The Montana Farm Bureau is applauding the U.S. Fish and Wildlife Services’ announcement that there will soon being a rule making to remove the gray wolf from the endangered species list. There are more than 5,000 gray wolves in the United States and more than 10 times as many in Canada. The U.S. population of gray wolves far surpasses the recovery targets called for by the Endangered Species Act.
“This is good news for farmers and ranchers across the country,” noted Montana Farm Bureau President Hans McPherson. “Wolves have been delisted in Montana since 2011 (Idaho and Wyoming have also delisted the gray wolf) and are being managed responsibly and successfully by the Montana Fish, Wildlife & Parks. Even though we still have conflicts, we are much better off than when they were on the list. The rest of the country should have the chance to manage them similarly.”
According to the USDA/APHIS Wildlife Services, from 2012-2017, 331 calves/cattle were confirmed wolf kills with another 96 probable wolf kills; sheep/lambs were 205 confirmed kills. (In 2009, wolves killed 120 sheep in Dillon in one incident.) These figures show only what was investigated by APHIS. In 2018, the Montana Livestock Loss Board shows 48 confirmed cattle kills by wolves with 13 probable kills. It’s estimated that about four percent of those with confirmed losses don’t make a claim.

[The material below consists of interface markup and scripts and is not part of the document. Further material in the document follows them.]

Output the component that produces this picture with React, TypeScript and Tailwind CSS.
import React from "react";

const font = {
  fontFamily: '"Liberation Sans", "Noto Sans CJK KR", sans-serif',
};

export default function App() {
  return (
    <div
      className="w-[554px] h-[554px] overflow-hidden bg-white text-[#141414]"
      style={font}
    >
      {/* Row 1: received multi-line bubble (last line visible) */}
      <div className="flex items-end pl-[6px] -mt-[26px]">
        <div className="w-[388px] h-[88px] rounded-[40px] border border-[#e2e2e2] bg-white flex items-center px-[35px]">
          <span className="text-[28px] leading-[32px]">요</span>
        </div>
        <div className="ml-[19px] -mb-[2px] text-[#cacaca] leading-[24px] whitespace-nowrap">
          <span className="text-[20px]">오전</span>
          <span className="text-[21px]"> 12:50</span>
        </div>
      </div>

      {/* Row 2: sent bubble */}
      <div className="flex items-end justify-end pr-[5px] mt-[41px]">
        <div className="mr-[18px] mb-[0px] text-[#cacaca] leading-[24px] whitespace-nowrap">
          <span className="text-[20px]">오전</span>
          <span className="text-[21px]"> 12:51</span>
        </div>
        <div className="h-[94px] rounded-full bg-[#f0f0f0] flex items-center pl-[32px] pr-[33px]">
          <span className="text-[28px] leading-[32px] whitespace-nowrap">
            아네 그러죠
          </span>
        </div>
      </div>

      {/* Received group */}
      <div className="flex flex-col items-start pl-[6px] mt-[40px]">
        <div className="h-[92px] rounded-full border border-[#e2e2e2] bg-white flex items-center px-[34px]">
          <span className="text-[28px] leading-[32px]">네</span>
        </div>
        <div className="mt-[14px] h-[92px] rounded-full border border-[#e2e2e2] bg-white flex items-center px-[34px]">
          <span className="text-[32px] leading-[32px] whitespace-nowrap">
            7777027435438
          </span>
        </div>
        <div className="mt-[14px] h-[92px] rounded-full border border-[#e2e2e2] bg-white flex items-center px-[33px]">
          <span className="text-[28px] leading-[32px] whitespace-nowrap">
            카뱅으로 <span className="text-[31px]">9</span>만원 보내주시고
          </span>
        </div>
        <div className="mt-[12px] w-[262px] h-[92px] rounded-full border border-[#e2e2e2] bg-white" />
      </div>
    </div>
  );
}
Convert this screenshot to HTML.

“People need to realize that most cattle in Montana don’t run on 50-acre pastures; they are out on thousands of acres and by the time you realize your loss by a predator, it’s not reportable,” said McPherson. “In addition, having abundant predators cause cattle as well as other wildlife to become anxious and always on the move, which results in poor body condition and poor breed up.”
Populations have reached critically high numbers in many states - so high, in fact, that wolves are not just preying on livestock, but pushing elk and deer onto U.S. farms and ranches, which leads to even more destruction.
According to American Farm Bureau President Zippy Duvall, the agency’s intent to delist the gray wolf is a triumph of common sense we all should herald as a conservation success story.
“The administration’s decision to de-list the gray wolf is the culmination of a decades’ long battle that has pitted science-based decision making against litigious, environmental activism,” noted Duvall. “The Bush and Obama administrations supported de-listing the gray wolf. Populations have far surpassed the recovery thresholds set forth by recovery plans, but too many environmentalists fail to recognize this success.”
“A third administration is now moving to delist the gray wolf. The time has come to resolve this issue once and for all and to base that decision on the science and the law,” he concluded.